Overall, the report predicts hundreds of billions of dollars in economic losses.
“Annual losses in some economic sectors are projected to reach hundreds of billions of dollars by the end of the century – more than the current gross domestic product (GDP) of many US states,” the report says.
That could amount to as much as 10% of the country’s GDP by 2100,according to The New York Times.
But despite its ominous predictions, the report gives us reasons for hope.
Andrew Light, a senior fellow at the World Resources Institute, worked on the chapter of the report that focuses on mitigation and highlights examples of effective action being taken to lower climate risks.

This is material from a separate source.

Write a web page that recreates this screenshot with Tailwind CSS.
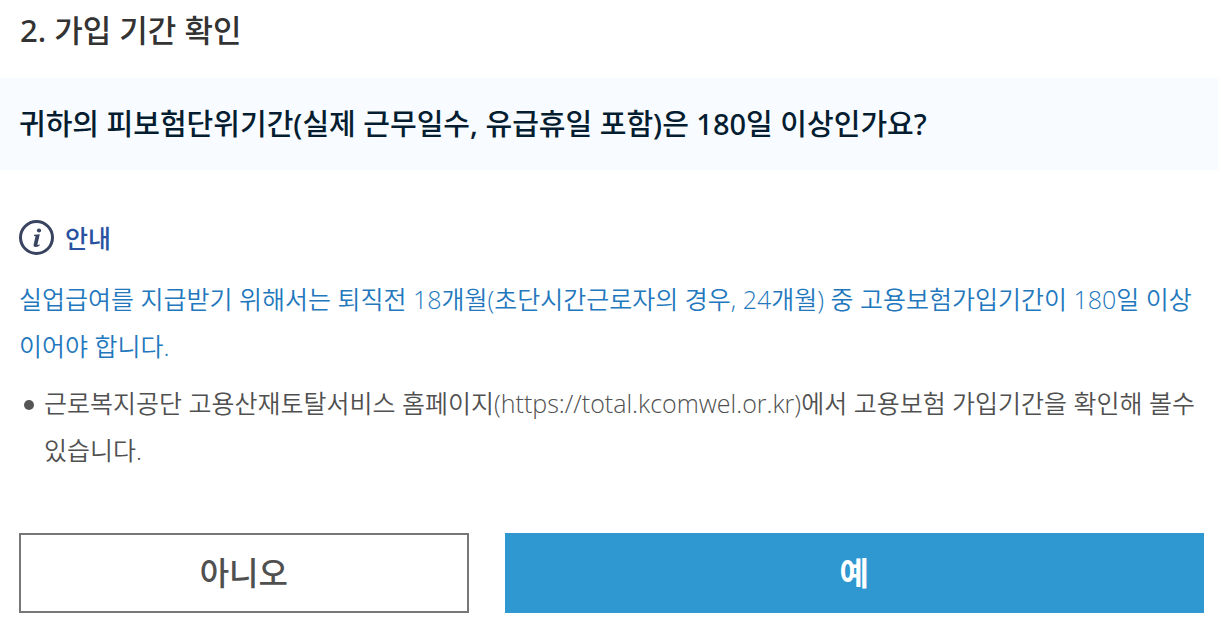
<!DOCTYPE html>
<html lang="ko">
<head>
<meta charset="utf-8">
<meta name="viewport" content="width=device-width, initial-scale=1">
<title>가입 기간 확인</title>
<script src="https://cdn.jsdelivr.net/npm/@tailwindcss/browser@4"></script>
</head>
<body class="bg-white font-['Open_Sans','Noto_Sans_CJK_KR',sans-serif] text-[#505050]">
<main>
  <h1 class="px-5 pt-[7px] pb-[25px] font-['Noto_Sans','Noto_Sans_CJK_KR',sans-serif] text-[31px] leading-[46px] font-medium text-[#333333]">2. 가입 기간 확인</h1>
  <h2 class="bg-[#f8fbff] px-[19px] py-[22px] font-['Noto_Sans','Noto_Sans_CJK_KR',sans-serif] text-[29px] leading-[48px] font-medium text-[#051d30]">귀하의 피보험단위기간(실제 근무일수, 유급휴일 포함)은 180일 이상인가요?</h2>
  <section class="pt-12 pr-3 pl-[19px]">
    <h3 class="flex items-center gap-2.5 text-[25px] leading-10 font-medium text-[#2a52a0]">
      <svg class="size-9 shrink-0" viewBox="0 0 36 36" fill="none" aria-hidden="true">
        <circle cx="17.5" cy="17.5" r="16" stroke="#38435f" stroke-width="3"/>
        <circle cx="20" cy="10.5" r="2.1" fill="#38435f"/>
        <path d="M15.2 14.8 L20.8 14.3 L18.4 24.5 Q18.3 25.4 20.7 24.2 L20.4 25.7 Q18 27.2 16 27 Q14.2 26.8 14.6 24.8 L16.6 16.3 L14.9 16.1 Z" fill="#38435f"/>
      </svg>
      안내
    </h3>
    <p class="pt-[18px] text-[25px] leading-[47px] font-[350] text-[#2277bd]">실업급여를 지급받기 위해서는 퇴직전 18개월(초단시간근로자의 경우, 24개월) 중 고용보험가입기간이 180일 이상이어야 합니다.</p>
    <ul class="pt-2.5 text-[25px] leading-[47px] font-[350]">
      <li class="flex gap-2.5 pl-[5px]">
        <span class="mt-[20px] size-2.5 shrink-0 rounded-full bg-[#555555]"></span>
        <span>근로복지공단 고용산재토탈서비스 홈페이지(https://total.kcomwel.or.kr)에서 고용보험 가입기간을 확인해 볼수 있습니다.</span>
      </li>
    </ul>
  </section>
  <div class="grid grid-cols-[9fr_14fr] gap-9 pt-[59px] pr-3.5 pb-6 pl-[19px] text-[32px] leading-[48px]">
    <button type="button" class="h-20 border-2 border-[#777777] bg-white font-medium">아니오</button>
    <button type="button" class="h-20 bg-[#2f98d0] font-bold text-white">예</button>
  </div>
</main>
</body>
</html>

“The mitigation measures are there, they’re achievable, they could actually produce impacts – that’s clearly in the report,” he told Business Insider. “What’s also in the report is that there are lots and lots and lots of very successful pilot programs on adaptation that have come out. The issue now is whether we get the leadership we need to get the rest of the country to follow those examples.”
Beyond government action, there are market forces at work now as well, Light said.
“There is abundant evidence that this is not a negative-cost proposition, that you can make tons of money, that there is a growing and increasing market for getting on the right side of pricing the pollution and then selling the alternatives to high-carbon energy sources,” he said.